A desesperança política de nossos pares se assemelha à profunda desilusão de Jean Valjean, desencadeada quando da libertação de sua pena. Chegando a Digne, depois de caminhar muitas léguas, o personagem não encontra teto sob o qual dormir. Sua vida se resume à apresentação de um passaporte amarelo, que atesta sua marginalidade. A rotina do eleitor brasileiro segue um rito semelhante: ano sim, ano não, ele volta às urnas, munido de seu título eleitoral, mas suas expectativas são sempre frustradas. Enquanto cidadãos, somos presos e escravizados em nossos reais interesses, em detrimento de uma política que funciona o tempo todo como balcão de negócios. Que a política seja um lugar de disputas e embates, isso não é nenhuma novidade; mas o que nos impressiona é o teor altamente antiético das relações que nela se desenvolvem, sob a marca da corrupção. Nós perdemos muito tempo discutindo ideologia ao invés de resolvermos o problema de quem os elegeu.

Afinal, o que é o foro privilegiado, senão uma carta aberta para roubar?

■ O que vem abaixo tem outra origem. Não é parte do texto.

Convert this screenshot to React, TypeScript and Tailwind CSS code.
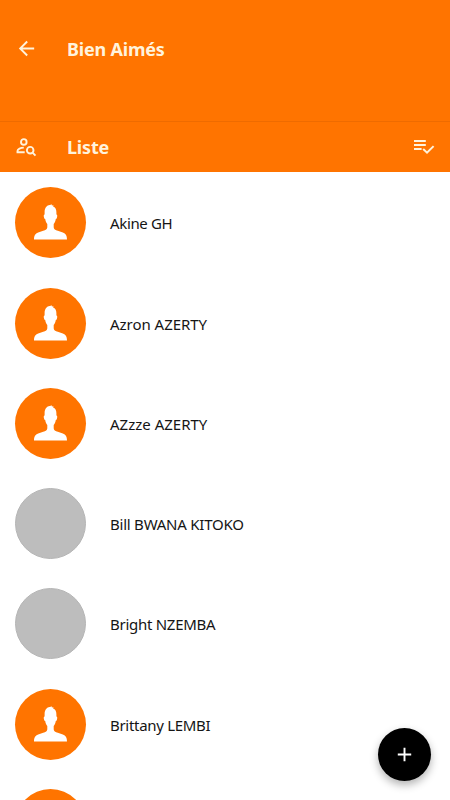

Jean Valjean furtava um pão para matar a fome de sua família, mas o Imperador e seus amigos roubavam o povo com abusivos impostos para manter o alto nível de suas vidas de luxo e ostentação. Paradoxo que imprime na política o selo da inversão de valores da sociedade. Não estamos muito longe do modos operandi da política francesa daqueles tempos, ao menos nos núcleos do poder que regulam diretamente a vida social e controlam os recursos financeiros que deveriam servir ao nosso bem-estar. O que presenciamos todos os dias é apenas uma atualização das injustiças. Vemo-nos acorrentados diante das farras da classe política, enquanto nos sentimos presos como Valjean, sem que possamos nos defender. E, ainda por cima, não nos sentimos aptos a participar do processo político, porque isso nos beira a uma imersão na sujeira toda.

O grande contraponto à narrativa da política como um campo intrinsecamente ligado à corrupção, entretanto, está na integridade das práticas de poucas, mas virtuosas pessoas. Nem tudo está perdido para quem encontra um Dom Benvindo na cidade de Digne. Foi o que aconteceu com Jean Valjean, regenerado pelo exemplo da bondade do bispo. Acolhido, humanizado e valorizado, ele conseguiu recompor sua existência honestamente, a partir de um ato de generosidade de alguém que, para ele, era apenas mais um integrante do todo-monstruoso que constituía a sociedade tirânica. Uma ideia inscrita na ação, mais do que no discurso, fez com que a vida de um miserável homem pudesse ser reconstruída com base nos valores da generosidade e da honestidade.

A política pode estar para nós – “os miseráveis” – assim como a sociedade e o Estado estiveram um dia para Valjean: sombria, assustadora, desafiadora, e até repugnante. Ainda assim, precisamos não perder de vista sua importância: dela partem as decisões que podem alterar o nosso presente e o nosso futuro. Participar da política é uma decisão que cabe a cada um de nós, mas as consequências do processo decisório nos sobrevêm a todos. No encontro com o bispo de Digne, sejamos o Jean Valjean recuperado. E na política atual, que ela seja para o cidadão e não para o político, para o governado e não para o governante.